Ballistae were rather high-maintenance devices and were vulnerable to having their leather or sinew or hemp skeins get wet or even damp, which would cause them to slacken and lose tension, rendering the engine useless. Also, these machines required a skilled crew to tighten the skeins and keep the weapon adjusted and ready for deployment. This was difficult enough in peaceful conditions, not to mention during the heat of battle, so the death or injury of a critical crew member could compromise the effectiveness of the weapon.
Catapulta Ready for Discharge with the legionary in cold weather clothing and, at Right, Catapulta / Ballista trigger detail showing cocking pawl, both from "Weapons" by Edwin Tunis, 1954.
Isometric plans from "Build Your Own Greek Seige Engine" by Kurt Suleski
On the left, is a rear isometric view showing the ballista ready for discharge. The launching slide, carrying the trigger release, has been drawn back by the windless. This action has also drawn back the torsion arms, twisting them to the rear, against the resistance of the skeins, thus creating the power to launch the projectile.
On the right, is a close-up isometric view showing the projectile ball in firing position, just in front of the trigger release. This view looks forward along the launching trough that the projectile will follow much like a rifle barrel.

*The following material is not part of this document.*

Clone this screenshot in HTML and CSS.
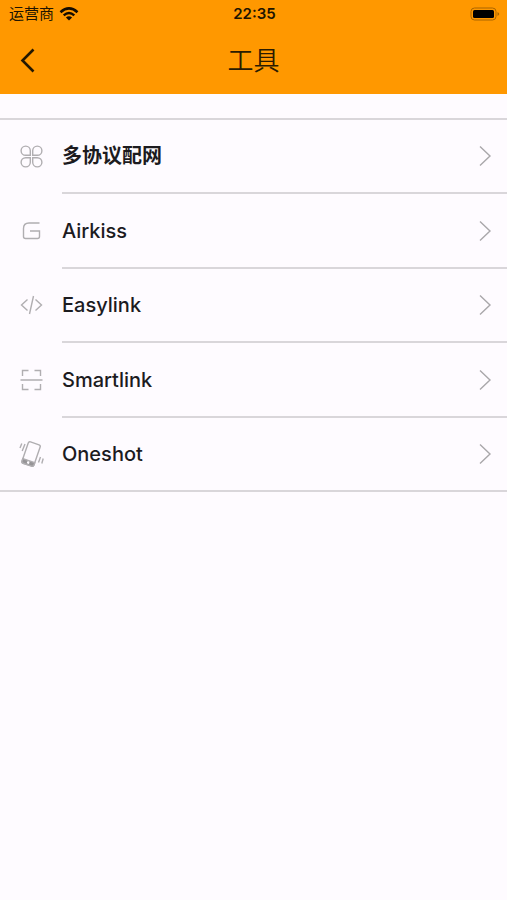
FILE: index.html
```html
<!DOCTYPE html>
<html lang="zh-CN">
<head>
<meta charset="utf-8">
<meta name="viewport" content="width=device-width, initial-scale=1">
<title>工具</title>
<link rel="stylesheet" href="styles.css">
</head>
<body>
<header class="header">
  <div class="status">
    <div class="carrier">
      <span>运营商</span>
      <svg class="wifi" viewBox="0 0 20 14" aria-hidden="true">
        <path d="M1.500 5.200Q10-2.400 18.500 5.200" stroke-width="2.600"/>
        <path d="M4.700 8.400Q10 3.600 15.300 8.400" stroke-width="2.400"/>
        <path class="dot" d="M6.900 10.500Q10 7.900 13.100 10.500L10 13.600Z"/>
      </svg>
    </div>
    <time class="clock">22:35</time>
    <svg class="battery" viewBox="0 0 30 14" aria-hidden="true">
      <rect class="shell" x="1" y="1" width="25" height="12" rx="3.500"/>
      <rect x="3" y="3" width="21" height="8" rx="1.500"/>
      <path class="cap" d="M27.500 5Q31 7 27.500 9Z"/>
    </svg>
  </div>
  <div class="navbar">
    <button class="back" type="button" aria-label="返回">
      <svg viewBox="0 0 16 26" aria-hidden="true"><path d="M13.500 1.500L2.500 12.500L13.500 23.500"/></svg>
    </button>
    <h1 class="title">工具</h1>
  </div>
</header>
<main>
  <ul class="list">
    <li><a class="row" href="#multi">
      <svg class="icon" viewBox="0 0 28 28" aria-hidden="true">
        <path d="M13.300 13.300H8.700A4.600 4.600 0 1 1 13.300 8.700ZM15.700 13.300V8.700A4.600 4.600 0 1 1 20.300 13.300ZM13.300 15.700V20.300A4.600 4.600 0 1 1 8.700 15.700ZM15.700 15.700H20.300A4.600 4.600 0 1 1 15.700 20.300Z"/>
      </svg>
      <span class="label label-cjk">多协议配网</span>
      <svg class="chevron" viewBox="0 0 14 22" aria-hidden="true"><path d="M2 1.500L12 11L2 20.500"/></svg>
    </a></li>
    <li><a class="row" href="#airkiss">
      <svg class="icon" viewBox="0 0 28 28" aria-hidden="true">
        <path d="M22.500 6H12Q6.500 6 6.500 11.500V19.500Q6.500 21.500 8.500 21.500H20.500Q22.500 21.500 22.500 19.500V14H13"/>
      </svg>
      <span class="label">Airkiss</span>
      <svg class="chevron" viewBox="0 0 14 22" aria-hidden="true"><path d="M2 1.500L12 11L2 20.500"/></svg>
    </a></li>
    <li><a class="row" href="#easylink">
      <svg class="icon" viewBox="0 0 28 28" aria-hidden="true">
        <path d="M10.500 8.500L4.500 14L10.500 19.500M18.500 8.500L24.500 14L18.500 19.500M16.500 5L12.500 23"/>
      </svg>
      <span class="label">Easylink</span>
      <svg class="chevron" viewBox="0 0 14 22" aria-hidden="true"><path d="M2 1.500L12 11L2 20.500"/></svg>
    </a></li>
    <li><a class="row" href="#smartlink">
      <svg class="icon" viewBox="0 0 28 28" aria-hidden="true">
        <path d="M3.500 14H25.500M5.500 10V4.500H11.500M17.500 4.500H23.500V10M5.500 18V23.500H11.500M17.500 23.500H23.500V18"/>
      </svg>
      <span class="label">Smartlink</span>
      <svg class="chevron" viewBox="0 0 14 22" aria-hidden="true"><path d="M2 1.500L12 11L2 20.500"/></svg>
    </a></li>
    <li><a class="row" href="#oneshot">
      <svg class="icon phone" viewBox="0 0 28 28" aria-hidden="true">
        <g transform="rotate(19 14 14)">
          <rect x="7.800" y="2.700" width="12.600" height="22.600" rx="1.800"/>
          <path class="base" d="M7.800 21H20.400V23.500Q20.400 25.300 18.600 25.300H9.600Q7.800 25.300 7.800 23.500Z"/>
          <circle class="home" cx="14.100" cy="23" r="1.300"/>
        </g>
        <path d="M4.800 3.500L3 8M8 4L5.200 11M23.500 17L21.500 22.500M26.200 18.500L24.800 23.500"/>
      </svg>
      <span class="label">Oneshot</span>
      <svg class="chevron" viewBox="0 0 14 22" aria-hidden="true"><path d="M2 1.500L12 11L2 20.500"/></svg>
    </a></li>
  </ul>
</main>
</body>
</html>
```
FILE: styles.css
```css
* {
  box-sizing: border-box;
}

body {
  margin: 0;
  min-height: 100vh;
  background: #fefbff;
  color: #1c1b1f;
  font-family: Inter, "Noto Sans CJK SC", sans-serif;
}

svg {
  display: block;
  flex: none;
}

.header {
  background: #ff9800;
}

.status {
  display: grid;
  grid-template-columns: 1fr auto 1fr;
  align-items: center;
  height: 27px;
  padding: 0 7px 0 9px;
  color: #201400;
}

.carrier {
  display: flex;
  align-items: center;
  gap: 5px;
  font-size: 15px;
  line-height: 20px;
}

.wifi {
  width: 20px;
  height: 14px;
  fill: none;
  stroke: #140c00;
}

.wifi .dot {
  fill: #140c00;
  stroke: none;
}

.clock {
  font-size: 15px;
  font-weight: 600;
  line-height: 20px;
}

.battery {
  justify-self: end;
  width: 30px;
  height: 14px;
}

.battery .shell {
  fill: none;
  stroke: #a96500;
}

.battery .cap {
  fill: #a96500;
}

.navbar {
  display: grid;
  grid-template-columns: 56px 1fr 56px;
  align-items: center;
  height: 67px;
}

.back {
  display: grid;
  place-items: center;
  height: 56px;
  padding: 0;
  border: 0;
  background: none;
}

.back svg {
  width: 16px;
  height: 26px;
  fill: none;
  stroke: #241800;
  stroke-width: 2.6;
}

.title {
  margin: 0;
  color: #2a1b00;
  font-size: 26px;
  font-weight: 350;
  line-height: 36px;
  text-align: center;
}

.list {
  display: grid;
  margin: 24px 0 0;
  padding: 0;
  border-top: 2px solid #d9d6da;
  border-bottom: 2px solid #d9d6da;
  list-style: none;
}

.list li + li::before {
  content: "";
  display: block;
  height: 2px;
  margin-left: 62px;
  background: #d9d6da;
}

.row {
  display: flex;
  align-items: center;
  height: 72px;
  padding: 0 15px 0 17px;
  color: inherit;
  text-decoration: none;
}

.list li:nth-child(even) .row {
  height: 73px;
}

.icon {
  width: 28px;
  height: 28px;
  margin-right: 17px;
  fill: none;
  stroke: #b0aeb1;
  stroke-width: 1.4;
}

.phone .base {
  fill: #969497;
}

.phone .home {
  fill: #fefbff;
  stroke: none;
}

.label {
  flex: 1;
  font-size: 20px;
  font-weight: 500;
  line-height: 28px;
}

.label-cjk {
  font-weight: 700;
}

.chevron {
  width: 14px;
  height: 22px;
  fill: none;
  stroke: #a9a7aa;
  stroke-width: 1.4;
}
```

Detail photos of the Palitone Ballista. A close-up of the trigger mechanism is at lower right, showing a three pound ball in the launching sling. The trigger pawl is engaging the sling loop. The trigger is released by yanking the horizontal bar out from under the tail of the trigger pawl. To the left of the trigger is one of two "cocking" pawls; which engages the ratchet bars on either side of the ladder beam; which comprises the "tail" of the machine. The weapon is aimed by lifting the ladder beam and visually pointing it toward the target area.